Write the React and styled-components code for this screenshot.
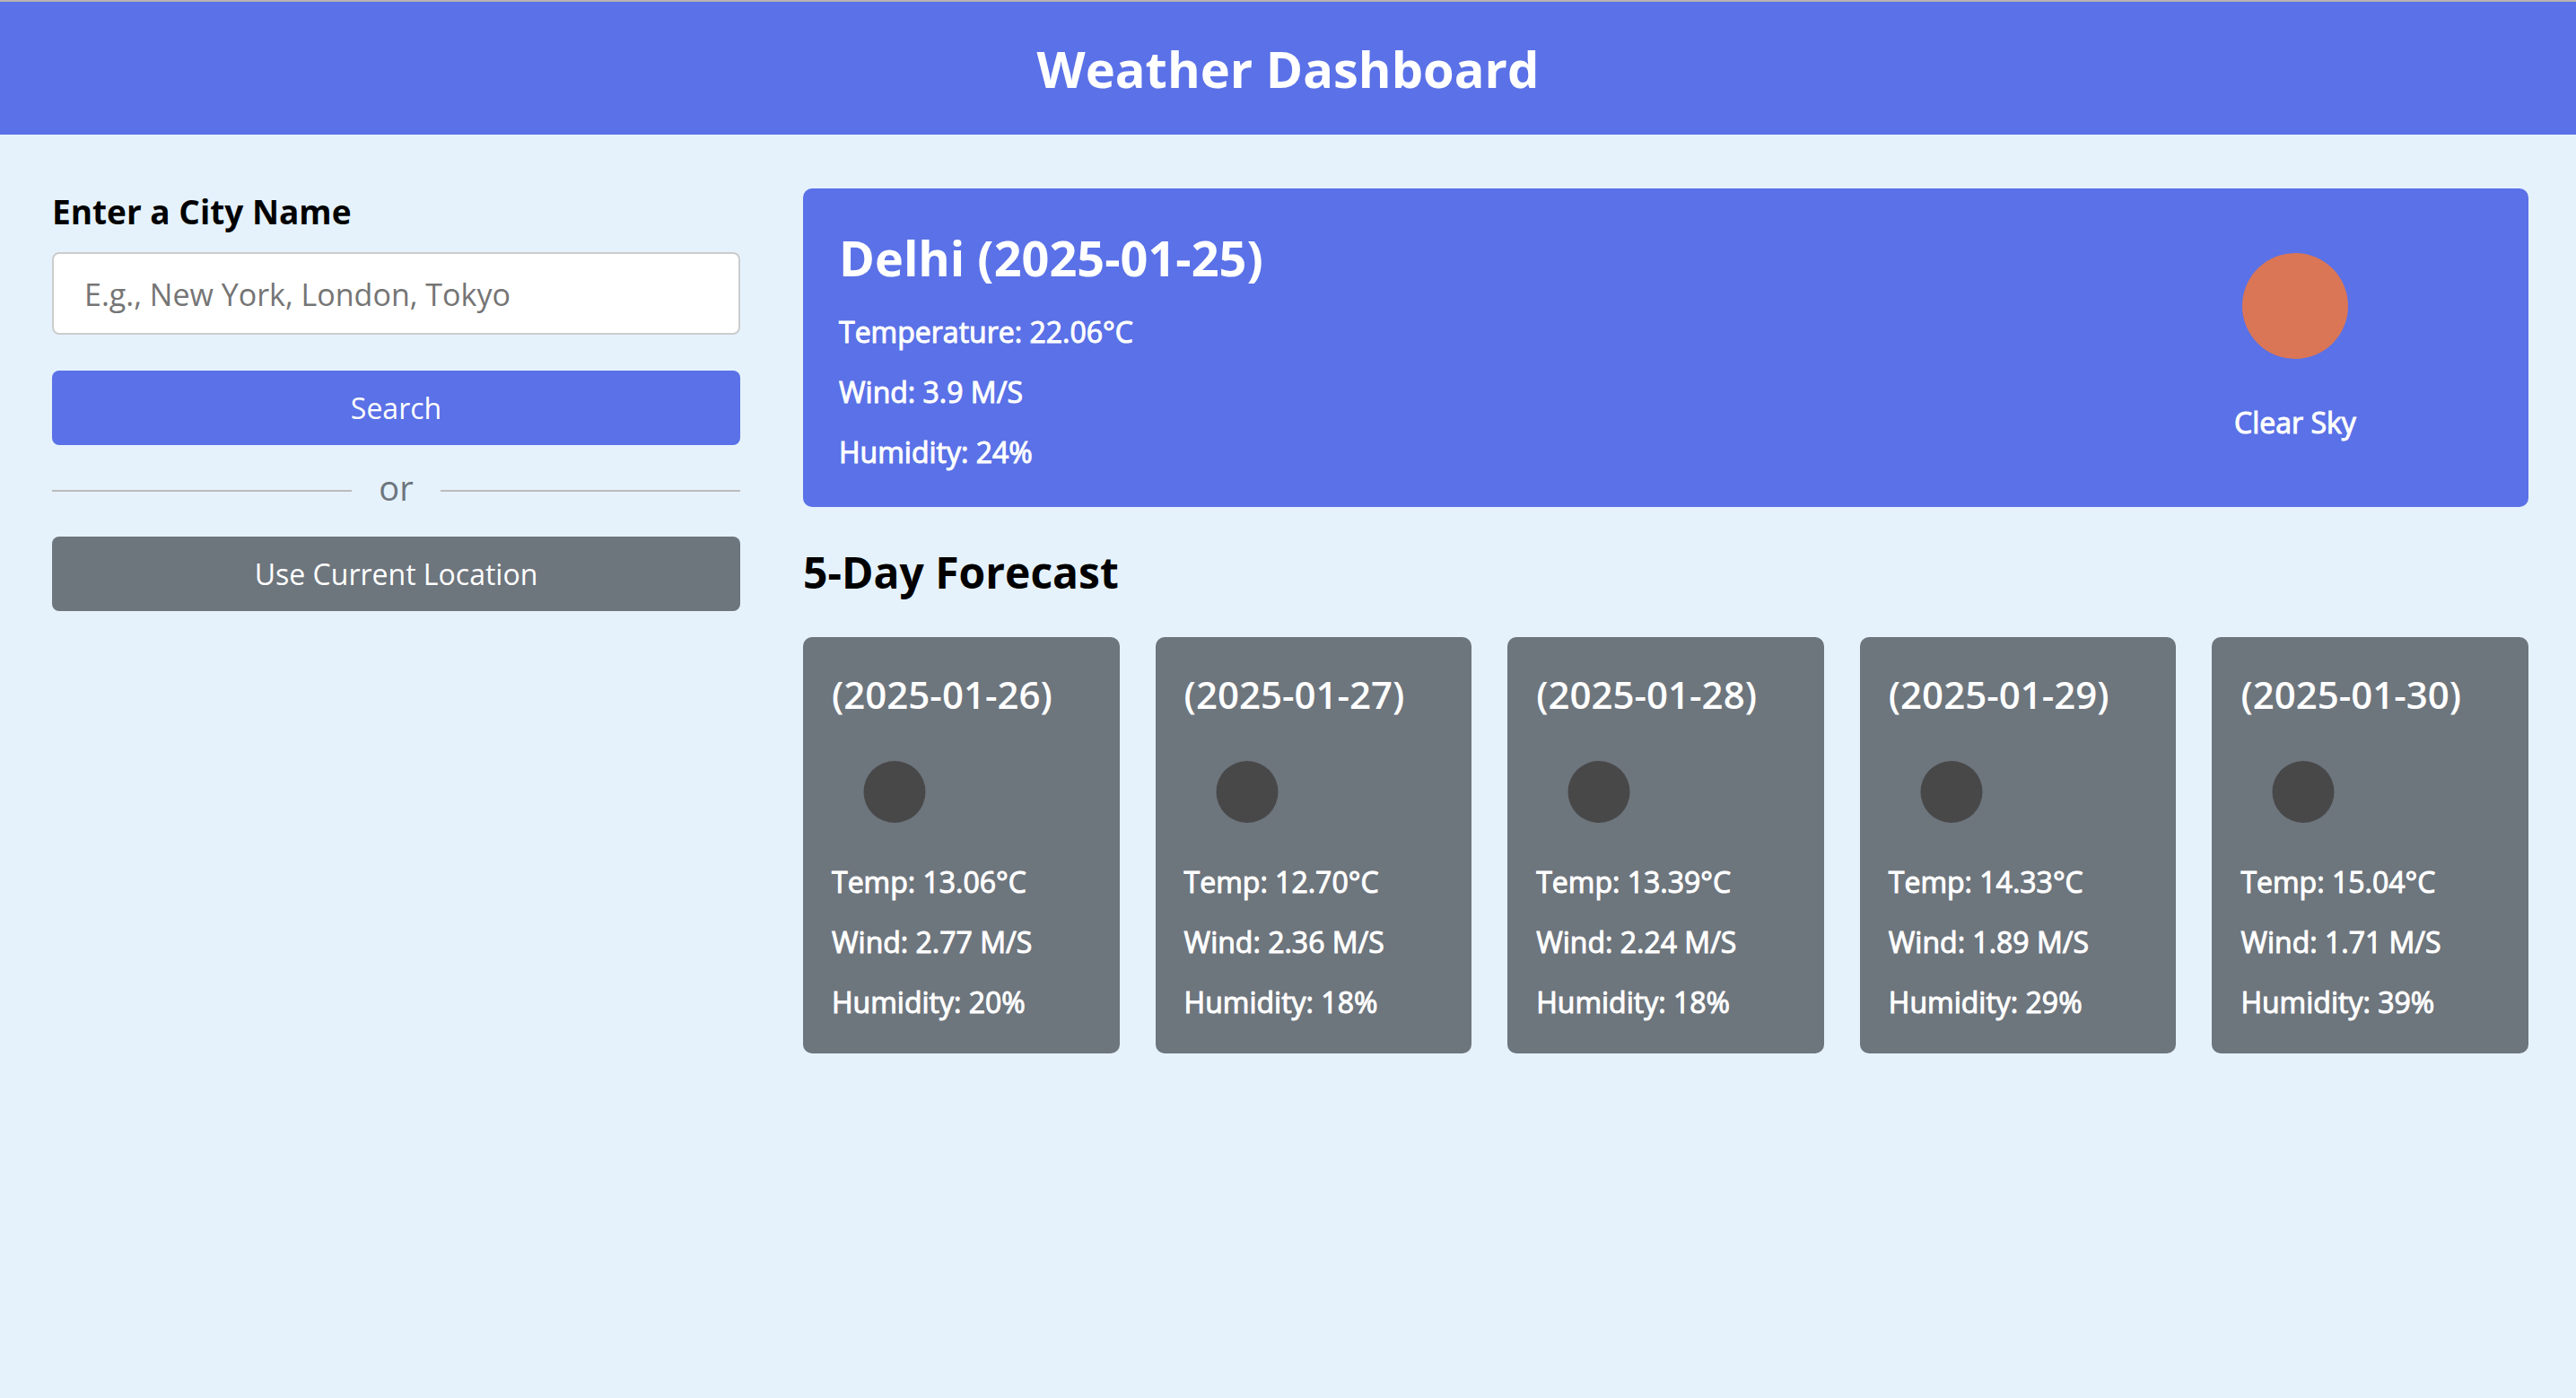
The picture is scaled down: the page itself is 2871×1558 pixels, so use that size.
import React from "react";
import styled, { createGlobalStyle } from "styled-components";

const GlobalStyle = createGlobalStyle`
  * { margin: 0; padding: 0; box-sizing: border-box; }
  body {
    background: #e5f2fc;
    font-family: "Open Sans", "Noto Sans", sans-serif;
    color: #000;
  }
`;

const Header = styled.header`
  background: #5a71e7;
  border-top: 2px solid #bbb2b2;
  padding: 36px;
  text-align: center;
`;

const Title = styled.h1`
  font-size: 56px;
  line-height: 76px;
  font-weight: 700;
  color: #fff;
`;

const Container = styled.main`
  display: grid;
  grid-template-columns: minmax(0, 767fr) minmax(0, 1923fr);
  gap: 70px;
  align-items: start;
  padding: 60px 53px 60px 58px;
`;

const SearchForm = styled.form`
  display: flex;
  flex-direction: column;
`;

const Label = styled.label`
  font-size: 37px;
  line-height: 51px;
  font-weight: 700;
  margin-bottom: 20px;
`;

const CityInput = styled.input`
  width: 100%;
  height: 92px;
  margin-bottom: 40px;
  padding: 2px 34px 0;
  border: 2px solid #ccc;
  border-radius: 8px;
  background: #fff;
  font: 400 34px "Open Sans", "Noto Sans", sans-serif;
  &::placeholder { color: #757575; opacity: 1; }
`;

const Button = styled.button`
  width: 100%;
  height: 83px;
  border: 0;
  border-radius: 8px;
  background: ${(p) => (p.$secondary ? "#6d757d" : "#5a71e7")};
  color: #fff;
  font: 400 32px "Open Sans", "Noto Sans", sans-serif;
  cursor: pointer;
`;

const Separator = styled.div`
  display: flex;
  align-items: center;
  gap: 30px;
  margin: 21px 0;
  &::before, &::after {
    content: "";
    flex: 1;
    height: 2px;
    background: #bbb;
  }
`;

const SeparatorText = styled.span`
  font-size: 38px;
  line-height: 52px;
  padding-bottom: 8px;
  color: #6d757d;
`;

const CurrentCard = styled.section`
  display: flex;
  justify-content: space-between;
  align-items: flex-start;
  padding: 40px 40px 38px;
  border-radius: 10px;
  background: #5a71e7;
  color: #fff;
`;

const Details = styled.div`
  display: flex;
  flex-direction: column;
  gap: 21px;
`;

const City = styled.h2`
  font-size: 54px;
  line-height: 74px;
  font-weight: 700;
  margin-bottom: 2px;
`;

const Reading = styled.p`
  font-size: 32px;
  line-height: 46px;
  font-weight: 500;
  -webkit-text-stroke: 1px currentColor;
`;

const Condition = styled.div`
  display: flex;
  flex-direction: column;
  align-items: center;
  gap: 48px;
  width: 240px;
  margin-right: 100px;
  padding-top: 32px;
`;

const SectionTitle = styled.h2`
  margin: 40px 0;
  font-size: 48px;
  line-height: 65px;
  font-weight: 700;
`;

const Forecast = styled.ul`
  display: grid;
  grid-template-columns: repeat(5, minmax(0, 1fr));
  gap: 40px;
  list-style: none;
`;

const DayCard = styled.li`
  padding: 35px 32px 34px;
  border-radius: 10px;
  background: #6d757d;
  color: #fff;
`;

const DayTitle = styled.h3`
  font-size: 42px;
  line-height: 57px;
  font-weight: 600;
  margin-bottom: 10px;
`;

const DayIcon = styled.svg`
  display: block;
  width: 140px;
  height: 140px;
  margin-bottom: 8px;
`;

const days = [
  { date: "2025-01-26", temp: "13.06", wind: "2.77", humidity: 20 },
  { date: "2025-01-27", temp: "12.70", wind: "2.36", humidity: 18 },
  { date: "2025-01-28", temp: "13.39", wind: "2.24", humidity: 18 },
  { date: "2025-01-29", temp: "14.33", wind: "1.89", humidity: 29 },
  { date: "2025-01-30", temp: "15.04", wind: "1.71", humidity: 39 },
];

export default function App() {
  return (
    <>
      <GlobalStyle />
      <Header>
        <Title>Weather Dashboard</Title>
      </Header>
      <Container>
        <SearchForm onSubmit={(e) => e.preventDefault()}>
          <Label htmlFor="city">Enter a City Name</Label>
          <CityInput id="city" type="text" placeholder="E.g., New York, London, Tokyo" />
          <Button type="submit">Search</Button>
          <Separator>
            <SeparatorText>or</SeparatorText>
          </Separator>
          <Button type="button" $secondary>Use Current Location</Button>
        </SearchForm>
        <div>
          <CurrentCard>
            <Details>
              <City>Delhi (2025-01-25)</City>
              <Reading>Temperature: 22.06°C</Reading>
              <Reading>Wind: 3.9 M/S</Reading>
              <Reading>Humidity: 24%</Reading>
            </Details>
            <Condition>
              <svg width="118" height="118" viewBox="0 0 118 118" aria-hidden="true">
                <circle cx="59" cy="59" r="59" fill="#da7656" />
              </svg>
              <Reading>Clear Sky</Reading>
            </Condition>
          </CurrentCard>
          <SectionTitle>5-Day Forecast</SectionTitle>
          <Forecast>
            {days.map((d) => (
              <DayCard key={d.date}>
                <DayTitle>({d.date})</DayTitle>
                <DayIcon viewBox="0 0 140 140" aria-hidden="true">
                  <circle cx="70" cy="70.5" r="34.5" fill="#484849" />
                </DayIcon>
                <Details>
                  <Reading>Temp: {d.temp}°C</Reading>
                  <Reading>Wind: {d.wind} M/S</Reading>
                  <Reading>Humidity: {d.humidity}%</Reading>
                </Details>
              </DayCard>
            ))}
          </Forecast>
        </div>
      </Container>
    </>
  );
}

_ _ _

Reproduce the whole listing exactly, but not the images in it.

■ **Complete output**:
Write the React and styled-components code for this screenshot.
The picture is scaled down: the page itself is 2871×1558 pixels, so use that size.
import React from "react";
import styled, { createGlobalStyle } from "styled-components";

const GlobalStyle = createGlobalStyle`
  * { margin: 0; padding: 0; box-sizing: border-box; }
  body {
    background: #e5f2fc;
    font-family: "Open Sans", "Noto Sans", sans-serif;
    color: #000;
  }
`;

const Header = styled.header`
  background: #5a71e7;
  border-top: 2px solid #bbb2b2;
  padding: 36px;
  text-align: center;
`;

const Title = styled.h1`
  font-size: 56px;
  line-height: 76px;
  font-weight: 700;
  color: #fff;
`;

const Container = styled.main`
  display: grid;
  grid-template-columns: minmax(0, 767fr) minmax(0, 1923fr);
  gap: 70px;
  align-items: start;
  padding: 60px 53px 60px 58px;
`;

const SearchForm = styled.form`
  display: flex;
  flex-direction: column;
`;

const Label = styled.label`
  font-size: 37px;
  line-height: 51px;
  font-weight: 700;
  margin-bottom: 20px;
`;

const CityInput = styled.input`
  width: 100%;
  height: 92px;
  margin-bottom: 40px;
  padding: 2px 34px 0;
  border: 2px solid #ccc;
  border-radius: 8px;
  background: #fff;
  font: 400 34px "Open Sans", "Noto Sans", sans-serif;
  &::placeholder { color: #757575; opacity: 1; }
`;

const Button = styled.button`
  width: 100%;
  height: 83px;
  border: 0;
  border-radius: 8px;
  background: ${(p) => (p.$secondary ? "#6d757d" : "#5a71e7")};
  color: #fff;
  font: 400 32px "Open Sans", "Noto Sans", sans-serif;
  cursor: pointer;
`;

const Separator = styled.div`
  display: flex;
  align-items: center;
  gap: 30px;
  margin: 21px 0;
  &::before, &::after {
    content: "";
    flex: 1;
    height: 2px;
    background: #bbb;
  }
`;

const SeparatorText = styled.span`
  font-size: 38px;
  line-height: 52px;
  padding-bottom: 8px;
  color: #6d757d;
`;

const CurrentCard = styled.section`
  display: flex;
  justify-content: space-between;
  align-items: flex-start;
  padding: 40px 40px 38px;
  border-radius: 10px;
  background: #5a71e7;
  color: #fff;
`;

const Details = styled.div`
  display: flex;
  flex-direction: column;
  gap: 21px;
`;

const City = styled.h2`
  font-size: 54px;
  line-height: 74px;
  font-weight: 700;
  margin-bottom: 2px;
`;

const Reading = styled.p`
  font-size: 32px;
  line-height: 46px;
  font-weight: 500;
  -webkit-text-stroke: 1px currentColor;
`;

const Condition = styled.div`
  display: flex;
  flex-direction: column;
  align-items: center;
  gap: 48px;
  width: 240px;
  margin-right: 100px;
  padding-top: 32px;
`;

const SectionTitle = styled.h2`
  margin: 40px 0;
  font-size: 48px;
  line-height: 65px;
  font-weight: 700;
`;

const Forecast = styled.ul`
  display: grid;
  grid-template-columns: repeat(5, minmax(0, 1fr));
  gap: 40px;
  list-style: none;
`;

const DayCard = styled.li`
  padding: 35px 32px 34px;
  border-radius: 10px;
  background: #6d757d;
  color: #fff;
`;

const DayTitle = styled.h3`
  font-size: 42px;
  line-height: 57px;
  font-weight: 600;
  margin-bottom: 10px;
`;

const DayIcon = styled.svg`
  display: block;
  width: 140px;
  height: 140px;
  margin-bottom: 8px;
`;

const days = [
  { date: "2025-01-26", temp: "13.06", wind: "2.77", humidity: 20 },
  { date: "2025-01-27", temp: "12.70", wind: "2.36", humidity: 18 },
  { date: "2025-01-28", temp: "13.39", wind: "2.24", humidity: 18 },
  { date: "2025-01-29", temp: "14.33", wind: "1.89", humidity: 29 },
  { date: "2025-01-30", temp: "15.04", wind: "1.71", humidity: 39 },
];

export default function App() {
  return (
    <>
      <GlobalStyle />
      <Header>
        <Title>Weather Dashboard</Title>
      </Header>
      <Container>
        <SearchForm onSubmit={(e) => e.preventDefault()}>
          <Label htmlFor="city">Enter a City Name</Label>
          <CityInput id="city" type="text" placeholder="E.g., New York, London, Tokyo" />
          <Button type="submit">Search</Button>
          <Separator>
            <SeparatorText>or</SeparatorText>
          </Separator>
          <Button type="button" $secondary>Use Current Location</Button>
        </SearchForm>
        <div>
          <CurrentCard>
            <Details>
              <City>Delhi (2025-01-25)</City>
              <Reading>Temperature: 22.06°C</Reading>
              <Reading>Wind: 3.9 M/S</Reading>
              <Reading>Humidity: 24%</Reading>
            </Details>
            <Condition>
              <svg width="118" height="118" viewBox="0 0 118 118" aria-hidden="true">
                <circle cx="59" cy="59" r="59" fill="#da7656" />
              </svg>
              <Reading>Clear Sky</Reading>
            </Condition>
          </CurrentCard>
          <SectionTitle>5-Day Forecast</SectionTitle>
          <Forecast>
            {days.map((d) => (
              <DayCard key={d.date}>
                <DayTitle>({d.date})</DayTitle>
                <DayIcon viewBox="0 0 140 140" aria-hidden="true">
                  <circle cx="70" cy="70.5" r="34.5" fill="#484849" />
                </DayIcon>
                <Details>
                  <Reading>Temp: {d.temp}°C</Reading>
                  <Reading>Wind: {d.wind} M/S</Reading>
                  <Reading>Humidity: {d.humidity}%</Reading>
                </Details>
              </DayCard>
            ))}
          </Forecast>
        </div>
      </Container>
    </>
  );
}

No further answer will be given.